You can say that I'm being stupid. But the fact that she's doing this all by herself hurts me because I love and care about her. "Why tell Mon that it will be okay if you don't think it will?"

"Mon. Do you really want to waste our valuable time fighting?"

"..."

"Can we make up and make the most of our time together? Can I ask that from you?"

Her voice is full of fear. It's annoying that what she's saying is unarguably reasonable. Yes... why should I waste time fighting with her? The person who's probably most frightened right now is Khun Sam, not me. I should give her all my support. When I come to my senses, I stop trying to pull away and rub the back of the hand of the person with the same height, starting to understand what she's trying to say.

"I'm sorry. Mon was wrong."

"We're not going to fight."

"Mon does not want to fight. Mon is just worried about you... Mon is hurt. Does Khun Sam understand Mon?"
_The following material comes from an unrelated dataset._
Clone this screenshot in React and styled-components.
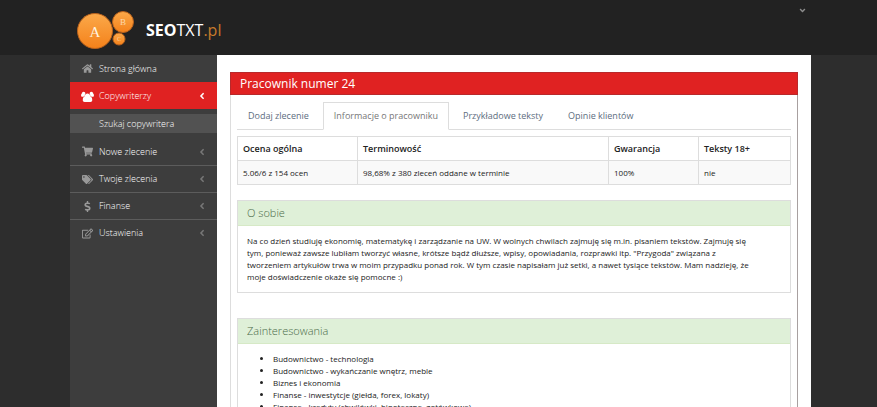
import React, { useState } from 'react'
import styled, { createGlobalStyle, ThemeProvider } from 'styled-components'
import {
  FaHome,
  FaShoppingCart,
  FaTags,
  FaDollarSign,
  FaRegEdit,
  FaAngleLeft,
  FaAngleDown
} from 'react-icons/fa'

const theme = {
  red: '#e02222',
  redBorder: '#b8292b',
  dark: '#222222',
  sidebar: '#3d3d3d',
  line: '#dddddd',
  green: '#dff0d8',
  greenBorder: '#d6e9c6'
}

const GroupIcon = () => (
  <svg
    width='13'
    height='12'
    viewBox='0 0 1920 1792'
    fill='currentColor'
    aria-hidden='true'
  >
    <path d='M593 896q-162 5-265 128H194q-82 0-138-40.500T0 865q0-353 124-353 6 0 43.500 21t97.500 42.500T384 597q67 0 133-23-5 37-5 66 0 139 81 256zm1071 637q0 120-73 189.500t-194 69.500H523q-121 0-194-69.500T256 1533q0-53 3.500-103.500t14-109T300 1212t43-97.500 62-81 85.500-53.500T602 960q10 0 43 21.500t73 48 107 48 135 21.500 135-21.500 107-48 73-48 43-21.500q61 0 111.500 20t85.500 53.500 62 81 43 97.500 26.500 108.500 14 109 3.500 103.500zM640 512q0 106-75 181t-181 75-181-75-75-181 75-181 181-75 181 75 75 181zm704 384q0 159-112.500 271.500T960 1280 688.500 1167.500 576 896t112.500-271.500T960 512t271.500 112.500T1344 896zm576-31q0 78-56 118.500T1726 1024h-134q-103-123-265-128 81-117 81-256 0-29-5-66 66 23 133 23 59 0 119-21.500t97.500-42.500 43.500-21q124 0 124 353zm-128-353q0 106-75 181t-181 75-181-75-75-181 75-181 181-75 181 75 75 181z' />
  </svg>
)

const menu = [
  { label: 'Strona główna', icon: FaHome },
  {
    label: 'Copywriterzy',
    icon: GroupIcon,
    active: true,
    arrow: true,
    children: ['Szukaj copywritera']
  },
  { label: 'Nowe zlecenie', icon: FaShoppingCart, arrow: true },
  { label: 'Twoje zlecenia', icon: FaTags, arrow: true },
  { label: 'Finanse', icon: FaDollarSign, arrow: true },
  { label: 'Ustawienia', icon: FaRegEdit, arrow: true }
]

const tabs = [
  'Dodaj zlecenie',
  'Informacje o pracowniku',
  'Przykładowe teksty',
  'Opinie klientów'
]

const interests = [
  'Budownictwo - technologia',
  'Budownictwo - wykańczanie wnętrz, meble',
  'Biznes i ekonomia',
  'Finanse - inwestytcje (giełda, forex, lokaty)',
  'Finanse - kredyty (chwilówki, hipoteczne, gotówkowe)'
]

const Logo = () => (
  <LogoLink href='#' aria-label='SEOTXT.pl'>
    <svg width='59' height='38' viewBox='0 0 59 38' aria-hidden='true'>
      <defs>
        <linearGradient id='orange' x1='0' y1='0' x2='0' y2='1'>
          <stop offset='0' stopColor='#fba94a' />
          <stop offset='1' stopColor='#f4811a' />
        </linearGradient>
      </defs>
      <g fill='url(#orange)' stroke='#b8611c'>
        <circle cx='19' cy='20' r='17.5' />
        <circle cx='47' cy='11' r='10.5' />
        <circle cx='43' cy='28' r='6' />
      </g>
      <g
        fill='#fff3df'
        fontFamily='"Liberation Sans Narrow", "Liberation Serif", serif'
        textAnchor='middle'
      >
        <text x='19' y='26' fontSize='15'>
          A
        </text>
        <text x='47' y='14' fontSize='9' opacity='0.7'>
          B
        </text>
        <text x='43' y='30' fontSize='6' opacity='0.6'>
          C
        </text>
      </g>
    </svg>
    <LogoText>
      <b>SEO</b>TXT<span>.pl</span>
    </LogoText>
  </LogoLink>
)

const Sidebar = () => (
  <SidebarNav>
    <MenuList>
      {menu.map(({ label, icon: Icon, active, arrow, children }) => (
        <li key={label}>
          <MenuLink href='#' $active={active}>
            <Icon />
            <span>{label}</span>
            {arrow && <FaAngleLeft />}
          </MenuLink>
          {children && (
            <SubMenu>
              {children.map(child => (
                <li key={child}>
                  <SubLink href='#'>{child}</SubLink>
                </li>
              ))}
            </SubMenu>
          )}
        </li>
      ))}
    </MenuList>
  </SidebarNav>
)

const App = () => {
  const [tab, setTab] = useState(1)

  return (
    <ThemeProvider theme={theme}>
      <GlobalStyle />
      <Page>
        <Header>
          <Logo />
          <UserButton type='button' aria-label='Menu'>
            <FaAngleDown />
          </UserButton>
        </Header>
        <Columns>
          <Sidebar />
          <Content>
            <PortletTitle>Pracownik numer 24</PortletTitle>
            <PortletBody>
              <TabBar role='tablist'>
                {tabs.map((label, i) => (
                  <Tab
                    key={label}
                    type='button'
                    role='tab'
                    aria-selected={i === tab}
                    $active={i === tab}
                    onClick={() => setTab(i)}
                  >
                    {label}
                  </Tab>
                ))}
              </TabBar>
              <Table>
                <colgroup>
                  <Col $width='120px' />
                  <Col />
                  <Col $width='90px' />
                  <Col $width='92px' />
                </colgroup>
                <thead>
                  <tr>
                    <th>Ocena ogólna</th>
                    <th>Terminowość</th>
                    <th>Gwarancja</th>
                    <th>Teksty 18+</th>
                  </tr>
                </thead>
                <tbody>
                  <tr>
                    <td>5.06/6 z 154 ocen</td>
                    <td>98,68% z 380 zleceń oddane w terminie</td>
                    <td>100%</td>
                    <td>nie</td>
                  </tr>
                </tbody>
              </Table>
              <Panel>
                <PanelTitle>O sobie</PanelTitle>
                <PanelText>
                  Na co dzień studiuję ekonomię, matematykę i zarządzanie na UW.
                  W wolnych chwilach zajmuję się m.in. pisaniem tekstów. Zajmuję
                  się tym, ponieważ zawsze lubiłam tworzyć własne, krótsze bądź
                  dłuższe, wpisy, opowiadania, rozprawki itp. "Przygoda"
                  związana z tworzeniem artykułów trwa w moim przypadku ponad
                  rok. W tym czasie napisałam już setki, a nawet tysiące
                  tekstów. Mam nadzieję, że moje doświadczenie okaże się pomocne
                  :)
                </PanelText>
              </Panel>
              <Panel>
                <PanelTitle>Zainteresowania</PanelTitle>
                <PanelList>
                  {interests.map(item => (
                    <li key={item}>{item}</li>
                  ))}
                </PanelList>
              </Panel>
            </PortletBody>
          </Content>
        </Columns>
      </Page>
    </ThemeProvider>
  )
}

const GlobalStyle = createGlobalStyle`
  * {
    box-sizing: border-box;
  }

  body {
    margin: 0;
    background: #2d2d2d;
    color: #222;
    font: 8px/12px 'Open Sans', sans-serif;
  }

  ul {
    margin: 0;
    padding: 0;
    list-style: none;
  }

  a {
    text-decoration: none;
  }
`

const Page = styled.div`
  display: flex;
  flex-direction: column;
  height: 100vh;
  overflow: hidden;
`

const Header = styled.header`
  display: flex;
  flex: none;
  justify-content: space-between;
  height: 55px;
  padding: 0 66px 0 76px;
  background: ${props => props.theme.dark};
`

const LogoLink = styled.a`
  display: flex;
  align-items: center;
  gap: 11px;
  padding-top: 5px;
  color: #fff;
`

const LogoText = styled.span`
  font-size: 16px;
  line-height: 24px;

  b {
    font-weight: 700;
  }

  span {
    color: #c77a2b;
  }
`

const UserButton = styled.button`
  align-self: flex-start;
  display: flex;
  margin-top: 6px;
  padding: 0 4px;
  border: 0;
  background: none;
  color: #8c8c8c;
  font-size: 9px;
`

const Columns = styled.div`
  display: grid;
  flex: 1;
  grid-template-columns: 147px 1fr;
  min-height: 0;
  padding: 0 66px 0 70px;
`

const SidebarNav = styled.nav`
  background: ${props => props.theme.sidebar};
`

const MenuList = styled.ul`
  > li + li + li + li {
    border-top: 1px solid #5c5c5c;
  }
`

const MenuLink = styled.a`
  display: grid;
  grid-template-columns: 12px 1fr 10px;
  align-items: center;
  gap: 6px;
  height: 27px;
  padding: 0 10px 0 11px;
  background: ${props => (props.$active ? props.theme.red : 'none')};
  color: #fff;
  font-size: 9px;
  font-weight: 300;

  li + li + li + li > & {
    height: 26px;
  }

  svg {
    justify-self: center;
    color: ${props => (props.$active ? '#fff' : '#999')};
    font-size: 11px;
  }

  svg:last-child {
    color: ${props => (props.$active ? '#fff' : '#777')};
    font-size: 10px;
  }
`

const SubMenu = styled.ul`
  padding: 5px 0;
`

const SubLink = styled.a`
  display: block;
  padding: 0 29px;
  background: #525252;
  color: #fff;
  font-size: 9px;
  font-weight: 300;
  line-height: 19px;
`

const Content = styled.main`
  padding: 17px 13px 0;
  background: #fff;
`

const PortletTitle = styled.h1`
  margin: 0;
  padding: 0 9px;
  border: 1px solid ${props => props.theme.redBorder};
  background: ${props => props.theme.red};
  color: #fff;
  font-size: 12px;
  font-weight: 400;
  line-height: 21px;
`

const PortletBody = styled.div`
  padding: 7px 6px;
  border: 1px solid ${props => props.theme.line};
  border-top: 0;
  border-right-color: #a8a0a0;
`

const TabBar = styled.div`
  display: flex;
  gap: 3px;
  margin-bottom: 6px;
  border-bottom: 1px solid ${props => props.theme.line};
`

const Tab = styled.button`
  margin-bottom: -1px;
  padding: 0 10px;
  border: 1px solid transparent;
  border-color: ${props =>
    props.$active ? '#ddd #ddd #fff' : 'transparent transparent #ddd'};
  background: ${props => (props.$active ? '#fff' : 'none')};
  color: ${props => (props.$active ? '#777' : '#5d6d80')};
  font: 9px/26px 'Open Sans', sans-serif;
`

const Table = styled.table`
  width: 100%;
  margin-bottom: 15px;
  border: 1px solid ${props => props.theme.line};
  border-collapse: collapse;
  table-layout: fixed;

  th,
  td {
    height: 24px;
    padding: 0 5px;
    border: 1px solid ${props => props.theme.line};
    text-align: left;
  }

  th {
    font-size: 9px;
    font-weight: 600;
  }

  td {
    background: #f9f9f9;
  }
`

const Col = styled.col`
  width: ${props => props.$width || 'auto'};
`

const Panel = styled.section`
  margin-bottom: 25px;
  border: 1px solid ${props => props.theme.line};
`

const PanelTitle = styled.h2`
  margin: 0;
  padding: 0 9px;
  border-bottom: 1px solid ${props => props.theme.greenBorder};
  background: ${props => props.theme.green};
  color: #4b6b48;
  font-size: 11px;
  font-weight: 300;
  line-height: 24px;
`

const PanelText = styled.p`
  margin: 0;
  padding: 9px 28px 9px 9px;
`

const PanelList = styled.ul`
  padding: 9px 9px 9px 35px;
  list-style: disc;
`

export default App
"I understand. So tua have to understand what I'm doing too. I don't want things to get complicated after this. All we can do now is wait for the lab results to see if it's a tumor or cancer. While we wait for the result, let's be good to each other."

11 (Sob) Don't talk like that." Mon is afraid of losing Khun Sam."

"I'm not afraid of dying." Khun Sam hugs me tighter from behind and puts her chin on my shoulder. "But I'm afraid of not getting to be with you anymore. Let's make the most of today and each day that comes after."

She says that as she sniffs my neck and starts to draw her hands down the curves of my body the way she knows she can. I didn't stop her, as I knew what she wanted, and I'm ready to be hers at a time like this. I turn to her. She wipes off my tears before kissing me all over my face and nudging me towards the bed. Then she took off my clothes piece by piece until there was nothing left on me. I also help take off her clothes so that we can love each other like we always do.

However, it's different this time. It's more delicate, like she wants to memorize each action-the parts she likes the most and the parts I like the most. She showers me with kisses at all the places where she can best feel my pulse. She sniffs my body and keeps telling me how much she likes it.